State the count of lines below in which the word "this" appears, and add nothing.

| Recorded data |

┄┄┄┄┄┄┄┄┄┄┄┄┄┄┄┄┄┄┄┄

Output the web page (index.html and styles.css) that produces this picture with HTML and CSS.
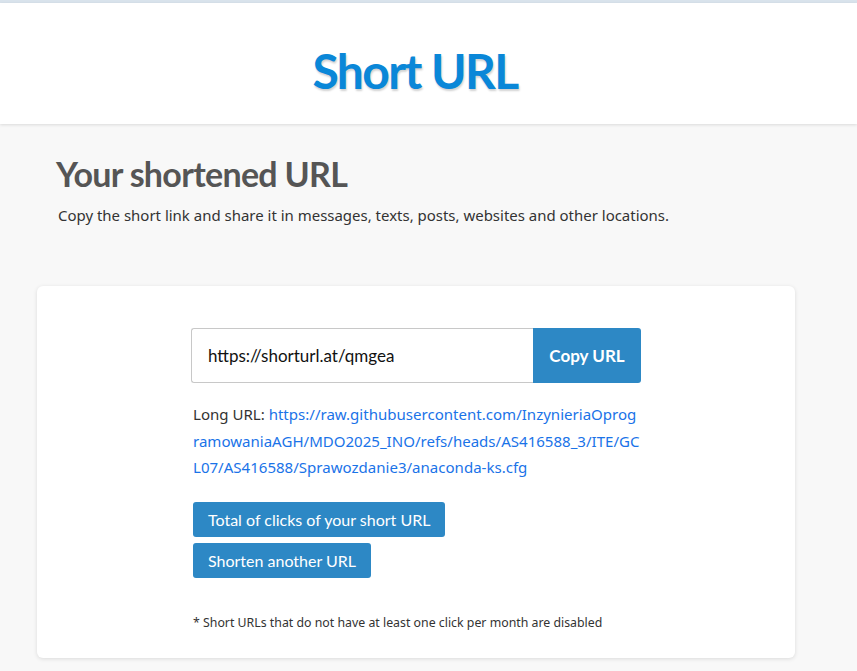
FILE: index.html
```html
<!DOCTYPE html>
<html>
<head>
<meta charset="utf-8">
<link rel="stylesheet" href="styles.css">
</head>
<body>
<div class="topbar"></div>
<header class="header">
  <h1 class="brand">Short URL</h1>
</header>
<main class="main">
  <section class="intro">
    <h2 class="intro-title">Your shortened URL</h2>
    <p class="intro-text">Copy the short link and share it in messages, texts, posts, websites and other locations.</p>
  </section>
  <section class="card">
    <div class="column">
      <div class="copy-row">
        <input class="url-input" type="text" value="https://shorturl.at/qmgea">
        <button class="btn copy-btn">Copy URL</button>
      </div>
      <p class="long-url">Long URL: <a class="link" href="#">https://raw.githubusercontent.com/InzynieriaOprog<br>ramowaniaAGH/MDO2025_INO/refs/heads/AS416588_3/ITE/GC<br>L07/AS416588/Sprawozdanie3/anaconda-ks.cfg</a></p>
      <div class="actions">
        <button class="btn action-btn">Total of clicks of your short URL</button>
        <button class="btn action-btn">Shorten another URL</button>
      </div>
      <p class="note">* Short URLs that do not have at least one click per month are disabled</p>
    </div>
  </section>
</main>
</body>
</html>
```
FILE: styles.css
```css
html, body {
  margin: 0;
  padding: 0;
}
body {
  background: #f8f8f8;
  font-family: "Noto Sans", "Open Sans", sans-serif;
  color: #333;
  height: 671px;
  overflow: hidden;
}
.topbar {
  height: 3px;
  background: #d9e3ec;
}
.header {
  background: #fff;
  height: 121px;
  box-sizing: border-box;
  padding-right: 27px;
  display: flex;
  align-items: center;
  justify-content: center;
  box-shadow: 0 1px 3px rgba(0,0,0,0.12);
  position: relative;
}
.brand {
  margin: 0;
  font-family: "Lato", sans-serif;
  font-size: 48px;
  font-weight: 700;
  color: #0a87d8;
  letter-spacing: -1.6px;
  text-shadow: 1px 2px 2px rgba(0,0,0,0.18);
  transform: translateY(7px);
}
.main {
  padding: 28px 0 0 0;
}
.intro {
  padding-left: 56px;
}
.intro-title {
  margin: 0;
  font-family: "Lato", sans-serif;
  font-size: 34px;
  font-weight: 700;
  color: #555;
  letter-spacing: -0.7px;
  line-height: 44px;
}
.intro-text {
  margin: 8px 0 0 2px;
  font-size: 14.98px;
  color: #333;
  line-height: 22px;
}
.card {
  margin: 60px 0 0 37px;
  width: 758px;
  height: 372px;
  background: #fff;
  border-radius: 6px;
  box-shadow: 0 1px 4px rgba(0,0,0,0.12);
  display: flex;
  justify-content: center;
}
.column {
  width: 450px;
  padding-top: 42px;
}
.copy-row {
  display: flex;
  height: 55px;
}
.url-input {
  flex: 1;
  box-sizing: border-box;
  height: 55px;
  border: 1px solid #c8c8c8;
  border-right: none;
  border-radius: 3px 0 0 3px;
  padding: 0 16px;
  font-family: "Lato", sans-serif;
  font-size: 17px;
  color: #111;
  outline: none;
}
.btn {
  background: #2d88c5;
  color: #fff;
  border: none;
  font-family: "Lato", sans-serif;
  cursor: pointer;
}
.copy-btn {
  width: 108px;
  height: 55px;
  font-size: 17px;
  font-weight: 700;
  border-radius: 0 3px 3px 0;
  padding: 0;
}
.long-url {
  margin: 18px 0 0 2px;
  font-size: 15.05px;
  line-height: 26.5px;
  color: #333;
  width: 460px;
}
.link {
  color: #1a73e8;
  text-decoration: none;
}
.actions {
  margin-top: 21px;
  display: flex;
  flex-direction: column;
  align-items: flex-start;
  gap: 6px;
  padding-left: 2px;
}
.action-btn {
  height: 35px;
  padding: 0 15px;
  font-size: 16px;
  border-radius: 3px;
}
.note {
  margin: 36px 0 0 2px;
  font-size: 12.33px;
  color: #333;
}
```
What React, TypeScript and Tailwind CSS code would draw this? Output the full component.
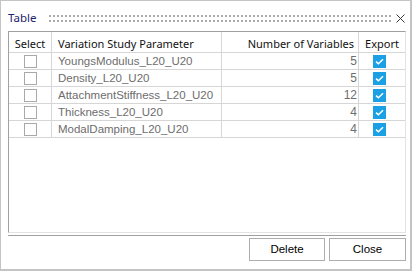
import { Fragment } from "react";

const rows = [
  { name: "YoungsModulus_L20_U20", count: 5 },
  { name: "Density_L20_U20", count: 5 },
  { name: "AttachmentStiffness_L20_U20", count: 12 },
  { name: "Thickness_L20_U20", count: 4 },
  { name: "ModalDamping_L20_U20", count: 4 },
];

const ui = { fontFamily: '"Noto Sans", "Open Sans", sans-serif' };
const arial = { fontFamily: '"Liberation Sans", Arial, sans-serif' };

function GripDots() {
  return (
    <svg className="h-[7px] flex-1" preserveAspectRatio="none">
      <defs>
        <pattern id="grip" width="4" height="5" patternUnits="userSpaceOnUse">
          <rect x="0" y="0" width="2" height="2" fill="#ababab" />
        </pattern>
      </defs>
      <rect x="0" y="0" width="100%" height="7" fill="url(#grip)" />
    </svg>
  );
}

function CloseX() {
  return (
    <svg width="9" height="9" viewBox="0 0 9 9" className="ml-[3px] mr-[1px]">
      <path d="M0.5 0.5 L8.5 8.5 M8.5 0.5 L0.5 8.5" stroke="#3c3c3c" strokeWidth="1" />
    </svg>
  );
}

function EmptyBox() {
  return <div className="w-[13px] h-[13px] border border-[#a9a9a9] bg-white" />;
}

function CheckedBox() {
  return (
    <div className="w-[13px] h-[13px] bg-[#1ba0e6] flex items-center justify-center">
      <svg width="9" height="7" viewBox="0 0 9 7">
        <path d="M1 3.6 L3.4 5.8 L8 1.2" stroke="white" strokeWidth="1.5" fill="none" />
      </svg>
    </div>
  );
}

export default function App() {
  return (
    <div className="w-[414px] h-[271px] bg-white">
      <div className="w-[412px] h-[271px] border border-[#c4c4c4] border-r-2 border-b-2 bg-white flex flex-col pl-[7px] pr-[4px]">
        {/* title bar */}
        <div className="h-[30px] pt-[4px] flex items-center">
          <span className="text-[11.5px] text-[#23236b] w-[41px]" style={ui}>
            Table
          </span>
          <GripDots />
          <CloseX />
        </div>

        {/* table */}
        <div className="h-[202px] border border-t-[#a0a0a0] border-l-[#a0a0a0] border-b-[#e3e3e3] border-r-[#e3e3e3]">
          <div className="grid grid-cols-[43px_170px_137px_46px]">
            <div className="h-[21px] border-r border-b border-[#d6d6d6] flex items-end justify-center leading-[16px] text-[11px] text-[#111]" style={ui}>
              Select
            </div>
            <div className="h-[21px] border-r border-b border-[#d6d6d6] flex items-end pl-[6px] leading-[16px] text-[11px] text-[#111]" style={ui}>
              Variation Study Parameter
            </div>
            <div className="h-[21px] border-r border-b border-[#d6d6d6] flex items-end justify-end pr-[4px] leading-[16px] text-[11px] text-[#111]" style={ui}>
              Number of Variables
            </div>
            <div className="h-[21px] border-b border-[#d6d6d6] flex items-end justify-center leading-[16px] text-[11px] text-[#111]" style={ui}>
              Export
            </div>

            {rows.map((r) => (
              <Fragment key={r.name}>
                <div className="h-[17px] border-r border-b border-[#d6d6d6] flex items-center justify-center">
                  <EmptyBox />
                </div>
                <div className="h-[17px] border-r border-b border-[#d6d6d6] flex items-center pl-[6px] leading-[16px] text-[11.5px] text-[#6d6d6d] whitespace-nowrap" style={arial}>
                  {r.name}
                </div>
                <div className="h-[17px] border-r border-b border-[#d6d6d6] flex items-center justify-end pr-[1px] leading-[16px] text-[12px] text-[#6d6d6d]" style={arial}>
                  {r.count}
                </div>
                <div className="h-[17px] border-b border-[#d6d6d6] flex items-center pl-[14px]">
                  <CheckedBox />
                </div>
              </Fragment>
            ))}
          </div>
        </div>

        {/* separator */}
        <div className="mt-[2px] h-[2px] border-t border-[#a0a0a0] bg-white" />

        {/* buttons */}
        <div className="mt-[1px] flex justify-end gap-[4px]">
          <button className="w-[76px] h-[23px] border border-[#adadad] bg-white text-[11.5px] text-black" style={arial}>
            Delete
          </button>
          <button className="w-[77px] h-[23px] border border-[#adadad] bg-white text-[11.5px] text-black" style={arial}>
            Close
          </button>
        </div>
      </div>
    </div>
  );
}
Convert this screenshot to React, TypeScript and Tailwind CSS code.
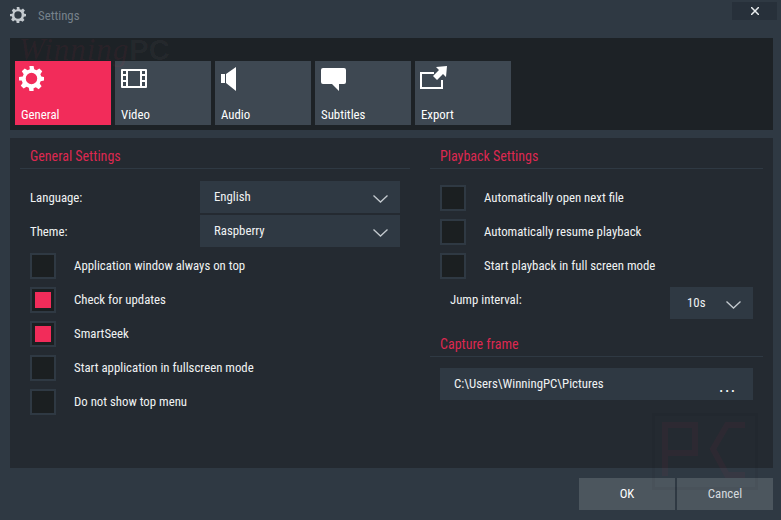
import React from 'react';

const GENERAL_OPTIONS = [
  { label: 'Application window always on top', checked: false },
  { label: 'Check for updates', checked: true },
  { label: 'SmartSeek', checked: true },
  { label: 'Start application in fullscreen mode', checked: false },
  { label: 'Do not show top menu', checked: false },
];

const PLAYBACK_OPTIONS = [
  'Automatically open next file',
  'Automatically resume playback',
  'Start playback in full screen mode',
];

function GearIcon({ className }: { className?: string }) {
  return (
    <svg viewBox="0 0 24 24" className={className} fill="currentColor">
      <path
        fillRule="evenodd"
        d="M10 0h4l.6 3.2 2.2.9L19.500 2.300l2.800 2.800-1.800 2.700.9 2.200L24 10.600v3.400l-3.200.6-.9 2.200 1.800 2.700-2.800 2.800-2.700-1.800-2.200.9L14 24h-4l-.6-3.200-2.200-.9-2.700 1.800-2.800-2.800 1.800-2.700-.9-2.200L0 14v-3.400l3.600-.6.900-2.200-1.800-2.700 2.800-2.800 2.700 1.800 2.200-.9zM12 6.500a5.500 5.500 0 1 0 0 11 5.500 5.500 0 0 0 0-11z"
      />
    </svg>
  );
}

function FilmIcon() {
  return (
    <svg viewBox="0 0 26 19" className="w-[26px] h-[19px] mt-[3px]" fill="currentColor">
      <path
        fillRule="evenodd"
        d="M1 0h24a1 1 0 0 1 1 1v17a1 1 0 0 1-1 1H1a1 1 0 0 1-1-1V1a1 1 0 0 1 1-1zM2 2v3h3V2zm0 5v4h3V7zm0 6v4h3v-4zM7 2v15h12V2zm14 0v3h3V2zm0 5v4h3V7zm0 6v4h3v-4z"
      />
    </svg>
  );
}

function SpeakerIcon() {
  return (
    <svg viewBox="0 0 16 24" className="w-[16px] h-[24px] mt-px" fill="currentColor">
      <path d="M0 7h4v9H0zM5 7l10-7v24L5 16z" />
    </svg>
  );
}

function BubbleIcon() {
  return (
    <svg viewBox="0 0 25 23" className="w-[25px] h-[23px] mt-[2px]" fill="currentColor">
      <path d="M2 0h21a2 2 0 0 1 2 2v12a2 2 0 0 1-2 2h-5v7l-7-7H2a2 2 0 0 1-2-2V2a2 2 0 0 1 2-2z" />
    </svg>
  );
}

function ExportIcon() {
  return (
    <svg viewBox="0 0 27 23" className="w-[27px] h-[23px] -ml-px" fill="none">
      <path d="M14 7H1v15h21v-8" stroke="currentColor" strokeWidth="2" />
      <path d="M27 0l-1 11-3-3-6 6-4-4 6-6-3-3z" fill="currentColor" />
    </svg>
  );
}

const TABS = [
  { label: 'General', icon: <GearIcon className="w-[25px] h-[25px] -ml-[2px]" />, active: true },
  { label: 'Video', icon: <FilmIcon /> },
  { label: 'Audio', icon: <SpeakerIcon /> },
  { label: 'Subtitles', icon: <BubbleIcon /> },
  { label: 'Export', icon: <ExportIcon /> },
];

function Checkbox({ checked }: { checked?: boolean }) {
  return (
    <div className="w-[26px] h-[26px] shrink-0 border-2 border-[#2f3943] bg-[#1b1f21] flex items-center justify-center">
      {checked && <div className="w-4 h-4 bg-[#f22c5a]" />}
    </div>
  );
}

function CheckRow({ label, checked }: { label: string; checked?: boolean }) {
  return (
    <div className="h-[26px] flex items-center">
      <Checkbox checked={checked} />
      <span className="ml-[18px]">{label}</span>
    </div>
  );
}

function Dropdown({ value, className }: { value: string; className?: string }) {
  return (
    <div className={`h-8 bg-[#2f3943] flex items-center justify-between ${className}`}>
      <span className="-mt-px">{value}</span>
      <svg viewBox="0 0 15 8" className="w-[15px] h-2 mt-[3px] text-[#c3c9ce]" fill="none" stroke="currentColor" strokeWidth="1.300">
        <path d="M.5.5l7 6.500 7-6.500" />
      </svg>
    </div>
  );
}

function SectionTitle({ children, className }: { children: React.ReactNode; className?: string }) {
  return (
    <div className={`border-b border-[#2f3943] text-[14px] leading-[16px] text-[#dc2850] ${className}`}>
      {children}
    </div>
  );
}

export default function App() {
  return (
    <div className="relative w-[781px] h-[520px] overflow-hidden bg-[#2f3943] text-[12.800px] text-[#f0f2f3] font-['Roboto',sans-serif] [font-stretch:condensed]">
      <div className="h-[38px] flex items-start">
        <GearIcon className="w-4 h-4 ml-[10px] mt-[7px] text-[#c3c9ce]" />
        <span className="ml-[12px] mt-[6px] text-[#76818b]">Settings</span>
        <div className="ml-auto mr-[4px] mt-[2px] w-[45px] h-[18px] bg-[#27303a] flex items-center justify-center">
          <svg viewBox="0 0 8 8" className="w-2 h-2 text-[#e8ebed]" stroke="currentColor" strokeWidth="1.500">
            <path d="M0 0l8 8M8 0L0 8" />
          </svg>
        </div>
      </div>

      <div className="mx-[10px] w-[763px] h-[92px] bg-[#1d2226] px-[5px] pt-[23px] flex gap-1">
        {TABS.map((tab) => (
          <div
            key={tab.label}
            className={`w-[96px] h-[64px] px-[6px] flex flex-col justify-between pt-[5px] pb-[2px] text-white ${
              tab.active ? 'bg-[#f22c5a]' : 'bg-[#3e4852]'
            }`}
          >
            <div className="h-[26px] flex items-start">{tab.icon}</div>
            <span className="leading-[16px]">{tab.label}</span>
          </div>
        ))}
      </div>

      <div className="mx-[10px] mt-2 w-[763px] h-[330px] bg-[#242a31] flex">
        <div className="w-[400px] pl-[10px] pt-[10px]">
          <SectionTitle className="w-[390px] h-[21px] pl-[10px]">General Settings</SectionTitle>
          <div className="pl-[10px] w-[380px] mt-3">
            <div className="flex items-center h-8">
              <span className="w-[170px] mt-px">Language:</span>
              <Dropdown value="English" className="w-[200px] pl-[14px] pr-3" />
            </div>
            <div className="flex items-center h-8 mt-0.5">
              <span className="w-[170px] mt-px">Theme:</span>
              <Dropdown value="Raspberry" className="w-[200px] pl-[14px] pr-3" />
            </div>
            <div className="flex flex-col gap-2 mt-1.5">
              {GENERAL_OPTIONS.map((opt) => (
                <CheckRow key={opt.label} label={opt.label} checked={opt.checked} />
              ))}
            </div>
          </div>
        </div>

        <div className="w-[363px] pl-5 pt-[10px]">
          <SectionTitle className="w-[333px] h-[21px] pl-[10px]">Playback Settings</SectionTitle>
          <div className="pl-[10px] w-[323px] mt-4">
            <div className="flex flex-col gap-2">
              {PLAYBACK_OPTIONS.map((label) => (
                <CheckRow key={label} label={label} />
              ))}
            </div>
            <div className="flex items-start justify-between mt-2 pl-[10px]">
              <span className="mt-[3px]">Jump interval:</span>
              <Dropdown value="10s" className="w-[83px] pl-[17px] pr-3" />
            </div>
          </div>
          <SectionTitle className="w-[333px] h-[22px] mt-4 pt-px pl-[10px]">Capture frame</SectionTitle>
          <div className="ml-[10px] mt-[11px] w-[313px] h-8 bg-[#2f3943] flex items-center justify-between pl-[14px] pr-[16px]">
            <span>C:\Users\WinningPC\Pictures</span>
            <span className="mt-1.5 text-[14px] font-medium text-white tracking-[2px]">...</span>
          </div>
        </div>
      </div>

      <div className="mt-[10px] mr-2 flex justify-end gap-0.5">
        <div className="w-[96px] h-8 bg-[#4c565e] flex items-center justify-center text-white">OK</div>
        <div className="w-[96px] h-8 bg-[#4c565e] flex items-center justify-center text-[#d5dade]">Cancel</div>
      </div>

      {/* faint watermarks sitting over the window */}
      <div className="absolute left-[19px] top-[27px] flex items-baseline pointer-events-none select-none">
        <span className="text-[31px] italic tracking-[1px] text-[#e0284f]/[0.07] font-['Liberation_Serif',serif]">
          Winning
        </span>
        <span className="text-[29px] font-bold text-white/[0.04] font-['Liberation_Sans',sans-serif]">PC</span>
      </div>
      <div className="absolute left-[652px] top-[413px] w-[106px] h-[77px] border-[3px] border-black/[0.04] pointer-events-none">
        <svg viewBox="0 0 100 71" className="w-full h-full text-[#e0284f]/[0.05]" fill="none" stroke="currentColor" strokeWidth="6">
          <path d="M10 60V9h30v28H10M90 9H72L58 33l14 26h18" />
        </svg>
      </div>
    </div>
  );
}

┄┄┄┄┄┄┄┄┄┄┄┄┄┄┄┄┄┄┄┄

| Exercise output |
3